More pressing for Foreign Affairs Minister John Baird, even if his time in that role is limited, is the shaky situation in Egypt. Canada’s official line is non-committal, and avoids pledging support to any particular faction of ongoing political unrest: neither President Mohamed Morsi, the democratically elected president who’s under fire for reforms he implemented late last year; nor the protesters in Tahrir Square and across Egypt who seek Morsi’s ouster; nor the popular army, which has given Morsi 48 hours—a number quickly dwindling—to honour protesters’ demands.
The government’s response to Egypt’s shaky democracy? On Sunday, Baird released a statement: “Canada calls on all parties to remain calm and participate in the political process. We urge the government of Egypt to foster more meaningful political participation by the opposition to focus on rebuilding the Egyptian economy. Respect for pluralism and a robust political dialogue are essential if Egypt is to stabilize.”

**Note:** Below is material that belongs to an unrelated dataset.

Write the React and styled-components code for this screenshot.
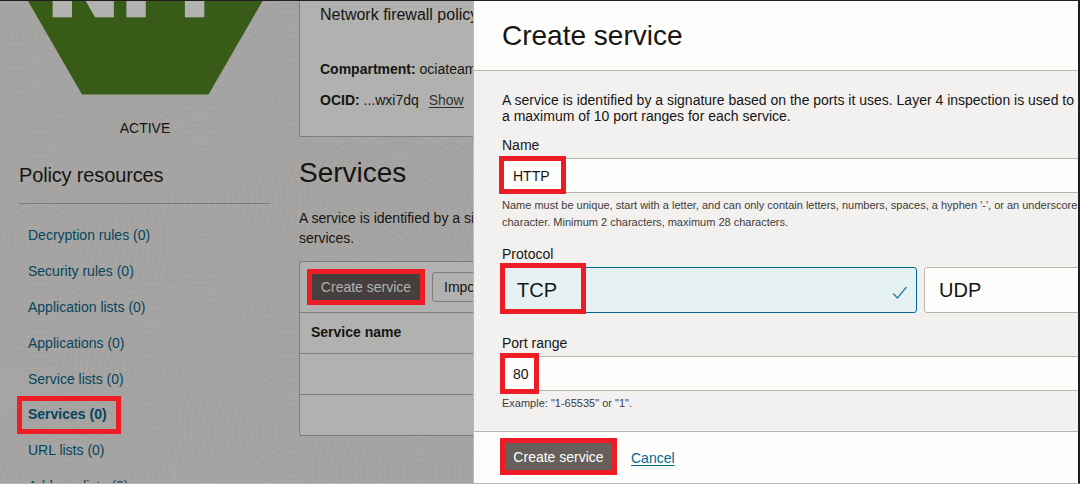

With little direct influence in the region, perhaps there’s little more Baird’s office could have said. For now, he watches as Egypt once again captures the world’s attention.
What’s above the fold this morning?
The Globe and Mail leads with the alleged Canada Day terror plot foiled by the RCMP. The National Post fronts the alleged terror plot, including a photo of a pressure cooker confiscated by police. The Toronto Star goes above the fold with a judge’s decision to keep sealed a number of documents related to a gang sweep that may involve Toronto Mayor Rob Ford. The Ottawa Citizen leads with the alleged terror plot. iPolitics fronts the federal government’s uncertain trade relationship with China. CBC.ca leads with the stand-off between Egyptian President Mohamed Morsi and the army that’s threatening to set its own “road map” for the country. CTV News leads with Egyptian army chief Gen. Abdel-Fattah el-Sissi meeting with his commanders. National Newswatch showcases a Toronto Star story about Senator Patrick Brazeau’s wages being clawed back as a means of repaying improperly claimed expenses.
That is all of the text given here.